A corrida pelo poder
desencadeou um pluralismo à brasileira (não cooperativo) e evidenciou uma
sociedade dividida por doutrinas que, a primeira vista, não dialogam. O aumento
da bancada religiosa possibilitou a criação de barreiras dogmáticas na já conturbada
agenda política, uma mistura que a história tratou de mostrar problemática.
Alguns são os exemplos: a questão das denominações do termo “família”; a adoção
de crianças por casais homoafetivos; e, igualmente, a rejeição à ideia de se
discutir o aborto. No campo econômico, diverge-se em torno da liberdade do
mercado e do tamanho do Estado, com resultados práticos no ajuste de Levy.
Adjacente a isso, os movimentos de base cedem lugar aos “neomovimentos”
populares, que surgiram exatamente do vazio de representatividade política.
Da pluralidade, que
ainda não coopera, alguns temas alçam voos mais altos, embora não
necessariamente sejam urgentes ou relevantes, movimento este entendido como
resultado da queda de braço na low politic. São eles: a redução da maioridade
penal; o estatuto da família; a reforma política; e a corrupção. Priorizar tais
temas é, portanto, abrir mão de outros tantos.
Depreendem-se deste
engodo duas saídas. A primeira, avessa à pluralidade: a homogeneização da
sociedade tal e qual representada pela ala dos que reivindicam a volta dos
militares. A segunda, favorável à pluralidade: o aprofundamento da
heterogeneidade social a partir do aperfeiçoamento da política – e dos partidos
políticos – como meio para atingir fins coletivos; organizar os desejos
conflitantes diante de escassos recursos.
A preservação da
sociedade plural e organizada implica, ademais, na aceitação racional das
crenças e dos valores de outrem. Para isso, é preciso, em primeira instância,
certa independência em relação às doutrinas, ou seja, um espaço para o “livre
pensar” ou para o “pensamento crítico”; colocar os seus valores em xeque;
escapar dos “valores superiores”. Em um segundo momento, aceitar a pluralidade
e quiçá se adaptar às doutrinas divergentes, com o propósito de um projeto
comum: por exemplo, a melhoria na educação. Percebe-se que, a despeito da
pluralidade conflituosa, o tema educação é consenso em nossa sociedade, embora
o caminho a ser percorrido não o seja.
Da qualidade de
sociedade cada vez mais pluralizada, intensificada nas crenças
político-econômico-morais, apreende-se a capacidade racional da cooperação
social em torno de um projeto público (educação, saúde e etc.). É condição sine
qua non fazer
escolhas e aceitar que a soma destas nem sempre resultem no que eu (cidadão)

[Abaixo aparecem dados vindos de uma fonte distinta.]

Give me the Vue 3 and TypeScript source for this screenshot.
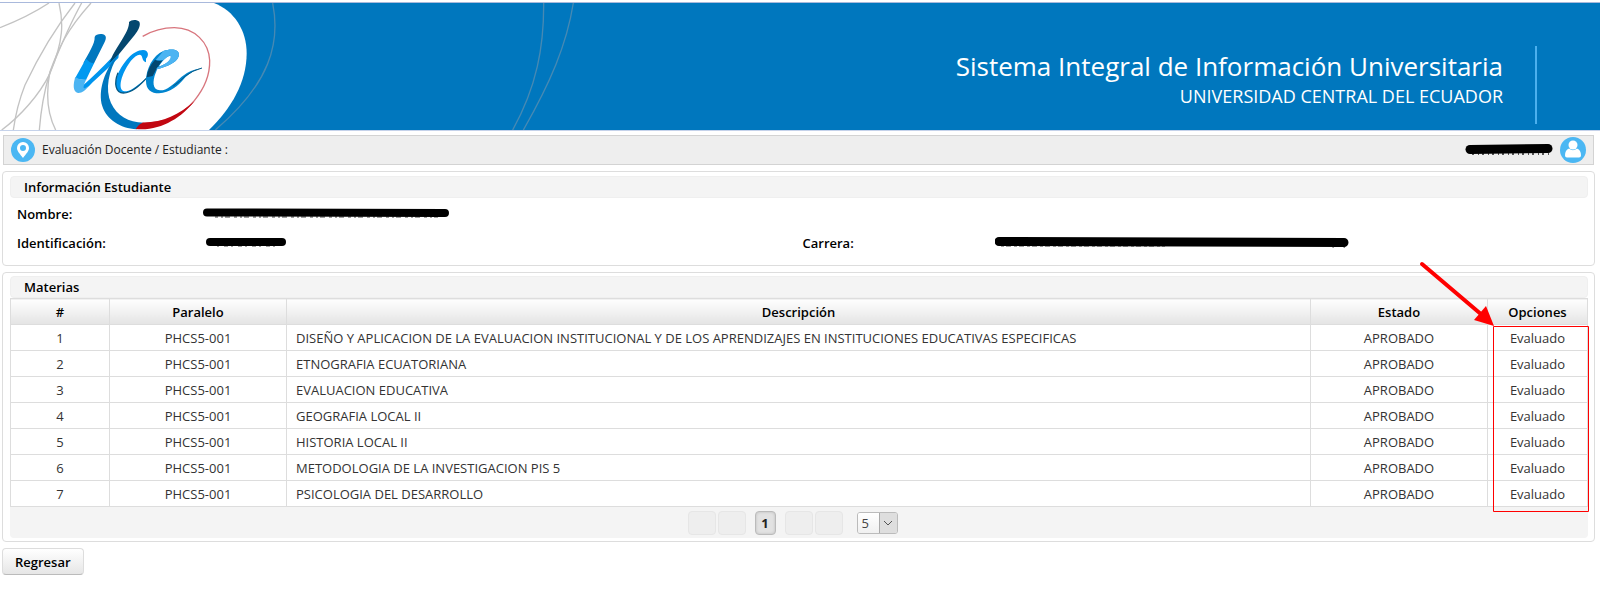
<script setup lang="ts">
import { ref } from 'vue'

interface Subject {
  id: number
  group: string
  name: string
  state: string
  option: string
}

const names: string[] = [
  'DISEÑO Y APLICACION DE LA EVALUACION INSTITUCIONAL Y DE LOS APRENDIZAJES EN INSTITUCIONES EDUCATIVAS ESPECIFICAS',
  'ETNOGRAFIA ECUATORIANA',
  'EVALUACION EDUCATIVA',
  'GEOGRAFIA LOCAL II',
  'HISTORIA LOCAL II',
  'METODOLOGIA DE LA INVESTIGACION PIS 5',
  'PSICOLOGIA DEL DESARROLLO',
]

const subjects: Subject[] = names.map((name, i) => ({
  id: i + 1,
  group: 'PHCS5-001',
  name,
  state: 'APROBADO',
  option: 'Evaluado',
}))

const pageSize = ref('5')
</script>

<template>
  <div class="page">
    <header class="banner">
      <svg class="art" viewBox="0 9 1800 381" aria-hidden="true">
        <path d="M0 9H642C702 32 740 90 740 160C740 245 695 325 627 390H0Z" fill="#fff" />
        <g fill="none" stroke="#c3c3c3" stroke-width="4">
          <path d="M0 83Q85 50 147 9" />
          <path d="M177 9C190 65 192 120 150 220C118 285 60 350 5 390" />
          <path d="M225 9C165 85 115 170 75 255Q50 318 40 390" />
          <path d="M245 9C205 80 175 155 148 222Q125 300 118 390" />
          <path d="M273 9C200 90 175 145 150 215C136 285 142 340 167 390" />
        </g>
        <g fill="none" stroke="#6d93ad" stroke-opacity=".65" stroke-width="4">
          <path d="M818 9C842 130 810 250 646 390" />
          <path d="M1631 9C1632 140 1610 260 1538 390" />
          <path d="M1720 9C1700 135 1650 250 1570 390" />
        </g>
        <path d="M284 111C287 103 299 101 309 103C320 106 319 116 314 126L281 192L250 190C265 160 285 132 284 111Z" fill="#0077be" />
        <path d="M258 176Q272 192 283 188L258 240L224 237Z" fill="#0099f0" />
        <path d="M248 257Q295 215 332 176L358 151L355 174Q315 214 278 247Q254 274 240 276Z" fill="#0095ee" />
        <path d="M226 231Q243 243 259 238C251 255 247 268 256 264L264 259Q252 280 234 279C218 276 219 252 226 231Z" fill="#4cb4f2" />
        <path d="M387 66C394 58 411 58 418 65C423 76 415 91 404 105L358 161L328 190L338 166C356 132 389 91 387 66Z" fill="#04476f" />
        <path d="M358 159C324 213 315 269 333 309C351 348 385 367 431 368L410 388C360 386 320 358 307 319C293 272 314 218 339 182Z" fill="#0077be" />
        <path d="M427 369C490 371 544 348 583 302C615 263 630 220 629 181C626 127 585 84 523 83C488 83 454 94 428 109" fill="none" stroke="#d8757d" stroke-width="4" />
        <path d="M429 368C493 366 535 345 584 303C542 355 481 394 407 387Q417 371 429 368Z" fill="#c20711" />
        <path d="M438 176C447 168 447 151 429 150C399 150 369 188 354 222C341 251 347 279 370 279C396 279 419 257 441 233C417 252 398 271 379 274C356 276 359 247 371 219C382 194 403 163 420 164C430 166 423 181 438 187Z" fill="#0095ee" />
        <path d="M354 218C341 250 347 279 370 279C396 279 419 257 441 233" fill="none" stroke="#075984" stroke-width="4" />
        <path d="M461 210C494 203 535 188 537 164C537 147 513 145 490 153C459 166 438 207 438 243C438 270 454 280 477 280C509 279 536 257 556 232Q575 213 606 204Q570 209 545 230C519 254 499 272 480 271C457 270 457 244 467 219C477 192 501 164 514 168C520 174 501 196 461 204Z" fill="#0085cf" />
        <path d="M520 258Q540 245 556 228Q578 211 606 204" fill="none" stroke="#075984" stroke-width="3" />
        <path d="M461 210C494 203 535 188 537 164C537 147 513 145 490 153L467 181H489L506 168C516 164 513 179 498 190Q482 201 463 205Z" fill="#4cb4f2" />
        <path d="M465 179Q478 186 488 181Q470 202 458 228L440 232Q443 203 465 179Z" fill="#04476f" />
      </svg>
      <div class="titles">
        <h1>Sistema Integral de Información Universitaria</h1>
        <p>UNIVERSIDAD CENTRAL DEL ECUADOR</p>
      </div>
    </header>

    <nav class="crumbs" aria-label="Ubicación">
      <svg class="pin" viewBox="0 0 24 24" aria-hidden="true">
        <circle cx="12" cy="12" r="12" fill="#4bb7f3" />
        <path fill="#fff" fill-rule="evenodd" d="M12 4a6 6 0 0 0-6 6c0 3 3 6 6 10c3-4 6-7 6-10a6 6 0 0 0-6-6Zm0 3a3 3 0 1 1 0 6a3 3 0 0 1 0-6Z" />
      </svg>
      <span class="trail">Evaluación Docente / Estudiante :</span>
      <svg class="mark user-mark" viewBox="0 0 88 12" aria-hidden="true">
        <path d="M7 10H86" stroke="#555" stroke-width="2" stroke-dasharray="2 4 1 3" />
        <path d="M5 5.5L83 4.5" stroke="#000" stroke-width="9" stroke-linecap="round" />
      </svg>
      <svg class="user" viewBox="0 0 26 26" aria-hidden="true">
        <circle cx="13" cy="13" r="13" fill="#4bb7f3" />
        <circle cx="13" cy="8" r="4.5" fill="#fff" />
        <path fill="#fff" d="M9 11.5Q13 15 17 11.5Q21 13 21 18.5Q21 20.5 19 20.5H7Q5 20.5 5 18.5Q5 13 9 11.5Z" />
      </svg>
    </nav>

    <section class="panel">
      <h2>Información Estudiante</h2>
      <dl class="info">
        <dt>Nombre:</dt>
        <dd class="wide">
          <svg class="mark name-mark" viewBox="0 0 246 12" aria-hidden="true">
            <path d="M12 9H235" stroke="#444" stroke-width="1" stroke-dasharray="3 3 2 2 5 4" />
            <path d="M4 4.5L242 5" stroke="#000" stroke-width="8" stroke-linecap="round" />
          </svg>
        </dd>
        <dt>Identificación:</dt>
        <dd>
          <svg class="mark id-mark" viewBox="0 0 84 12" aria-hidden="true">
            <path d="M14 9H76" stroke="#444" stroke-width="1" stroke-dasharray="2 5 4 3" />
            <path d="M7 5H79" stroke="#000" stroke-width="8" stroke-linecap="round" />
          </svg>
        </dd>
        <dt>Carrera:</dt>
        <dd>
          <svg class="mark career-mark" viewBox="0 0 354 12" aria-hidden="true">
            <path d="M6 9H170M338 8Q337 11 340 12M349 8Q350 11 348 12" fill="none" stroke="#444" stroke-width="1" stroke-dasharray="3 2 5 3" />
            <path d="M4 4.5L349 5.5" stroke="#000" stroke-width="9" stroke-linecap="round" />
          </svg>
        </dd>
      </dl>
    </section>

    <section class="panel subjects">
      <h2>Materias</h2>
      <table>
        <colgroup>
          <col class="c-id" /><col class="c-mid" /><col /><col class="c-mid" /><col class="c-opt" />
        </colgroup>
        <thead>
          <tr>
            <th scope="col">#</th>
            <th scope="col">Paralelo</th>
            <th scope="col">Descripción</th>
            <th scope="col">Estado</th>
            <th scope="col">Opciones</th>
          </tr>
        </thead>
        <tbody>
          <tr v-for="s in subjects" :key="s.id">
            <td>{{ s.id }}</td>
            <td>{{ s.group }}</td>
            <td class="name">{{ s.name }}</td>
            <td>{{ s.state }}</td>
            <td>{{ s.option }}</td>
          </tr>
        </tbody>
      </table>
      <div class="pager">
        <button type="button" class="step" disabled aria-label="Primera página"></button>
        <button type="button" class="step" disabled aria-label="Página anterior"></button>
        <button type="button" class="current" aria-current="page">1</button>
        <button type="button" class="step" disabled aria-label="Página siguiente"></button>
        <button type="button" class="step" disabled aria-label="Última página"></button>
        <span class="size">
          <select v-model="pageSize" aria-label="Filas por página">
            <option>5</option>
            <option>10</option>
          </select>
          <svg viewBox="0 0 18 20" aria-hidden="true">
            <path d="M0 0H18V20H0Z" fill="#dedede" />
            <path d="M.5 0V20" stroke="#aaa" />
            <path d="M5 8L9 12L13 8" fill="none" stroke="#555" />
          </svg>
        </span>
      </div>
      <svg class="callout" viewBox="0 0 172 252" aria-hidden="true">
        <path d="M5 4L65 55" stroke="#f00" stroke-width="4" stroke-linecap="round" />
        <path d="M77 66L57 60L69 46Z" fill="#f00" />
        <path d="M76.5 66.5H171.5V251.5H76.5Z" fill="none" stroke="#f00" />
      </svg>
    </section>

    <button type="button" class="back">Regresar</button>
  </div>
</template>

<style>
body {
  margin: 0;
  background: #fff;
}
</style>

<style scoped>
* {
  box-sizing: border-box;
}

.page {
  padding-top: 2px;
  font-family: "Open Sans", "Noto Sans", sans-serif;
  font-size: 13px;
  line-height: 18px;
  color: #333;
}

h1,
h2,
p,
dl,
dd {
  margin: 0;
}

button,
select {
  font: inherit;
}

.banner {
  display: flex;
  justify-content: space-between;
  align-items: flex-start;
  height: 129px;
  padding-right: 63px;
  background: #0077be;
  border-top: 1px solid #a9b9dc;
  border-bottom: 1px solid #c5d2ea;
}

.art {
  flex: none;
  width: 600px;
  height: 127px;
}

.titles {
  margin-top: 43px;
  padding-right: 32px;
  height: 78px;
  border-right: 2px solid #4bb0ee;
  color: #fff;
  text-align: right;
}

.titles h1 {
  font-size: 26px;
  font-weight: 400;
  line-height: 40px;
}

.titles p {
  font-size: 18px;
  line-height: 20px;
}

.crumbs {
  display: flex;
  align-items: center;
  height: 30px;
  margin: 4px 6px 6px 3px;
  padding: 0 7px;
  background: #eee;
  border: 1px solid #d3d3d3;
}

.pin {
  width: 24px;
  height: 24px;
}

.trail {
  margin-left: 7px;
  margin-right: auto;
  color: #222;
  font-size: 12px;
}

.mark {
  display: block;
  height: 12px;
}

.user-mark {
  width: 88px;
  margin-right: 7px;
}

.user {
  width: 26px;
  height: 26px;
}

.name-mark {
  width: 246px;
}

.id-mark {
  width: 84px;
}

.career-mark {
  width: 354px;
}

.panel {
  position: relative;
  margin: 0 5px 6px 2px;
  padding: 4px 6px 3px 7px;
  border: 1px solid #ddd;
  border-radius: 4px;
}

.subjects {
  padding-top: 3px;
}

.panel h2 {
  height: 22px;
  padding: 0 13px;
  background: #f4f4f4;
  border: 1px solid #efefef;
  border-radius: 4px;
  color: #000;
  font-size: 13px;
  font-weight: 600;
  line-height: 20px;
}

.info {
  display: grid;
  grid-template-columns: 186px calc(50% - 186px) 192px 1fr;
  grid-auto-rows: 29px;
  align-items: center;
  padding: 1px 0 5px 7px;
}

.info dt {
  color: #000;
  font-weight: 600;
}

.info .wide {
  grid-column: span 3;
}

table {
  width: 100%;
  table-layout: fixed;
  border-collapse: collapse;
}

.c-id {
  width: 99px;
}

.c-mid {
  width: 177px;
}

.c-opt {
  width: 100px;
}

th,
td {
  height: 26px;
  padding: 0 9px;
  border: 1px solid #ddd;
  text-align: center;
  white-space: nowrap;
}

th {
  background: linear-gradient(#fefefe, #e4e4e4);
  color: #000;
  font-weight: 600;
}

td.name {
  text-align: left;
}

.pager {
  display: flex;
  justify-content: center;
  align-items: center;
  gap: 2px;
  height: 31px;
  padding-right: 13px;
  background: #f4f4f4;
  border-radius: 0 0 4px 4px;
}

.pager button {
  height: 24px;
  padding: 0;
  border-radius: 4px;
}

.step {
  width: 28px;
  background: #eee;
  border: 1px solid #e6e6e6;
}

.pager .current {
  width: 21px;
  margin: 0 7px;
  background: #e2e2e2;
  border: 1px solid #bbb;
  box-shadow: inset 0 0 3px #bbb;
  color: #222;
  font-weight: 700;
}

.size {
  display: flex;
  margin-left: 12px;
  width: 41px;
  height: 22px;
  border: 1px solid #bbb;
  border-radius: 3px;
  overflow: hidden;
}

.size select {
  flex: 1;
  min-width: 0;
  padding: 0 4px;
  appearance: none;
  border: 0;
  background: linear-gradient(#fff, #f0f0f0);
  color: #444;
}

.size svg {
  flex: none;
  width: 18px;
  height: 20px;
  pointer-events: none;
}

.callout {
  position: absolute;
  top: -13px;
  right: 5px;
  width: 172px;
  height: 252px;
  pointer-events: none;
}

.back {
  display: block;
  margin-left: 2px;
  padding: 0 12px;
  height: 27px;
  background: linear-gradient(#fff, #e6e6e6);
  border: 1px solid #ddd;
  border-bottom-color: #bbb;
  border-radius: 4px;
  color: #000;
  font-weight: 600;
}
</style>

vislumbrei como melhor/verdadeiro. Em outras palavras, em uma democracia, a
minha vontade nem sempre se conjuga na vontade da maioria, ainda que na
pluralidade atual não seja mais possível sacrificar minorias.
A coletividade desejável
supõe a assinatura de um pacto mínimo; tornar possível uma coletividade baseada
na cooperação social, independentemente da sua posição social ou do seu
interesse particular. Um projeto de nação em termos não vulgares representa a
própria possibilidade de divergir; a condição de retirar do conflito a
cooperação. Em última instância, é a liberdade que está em jogo.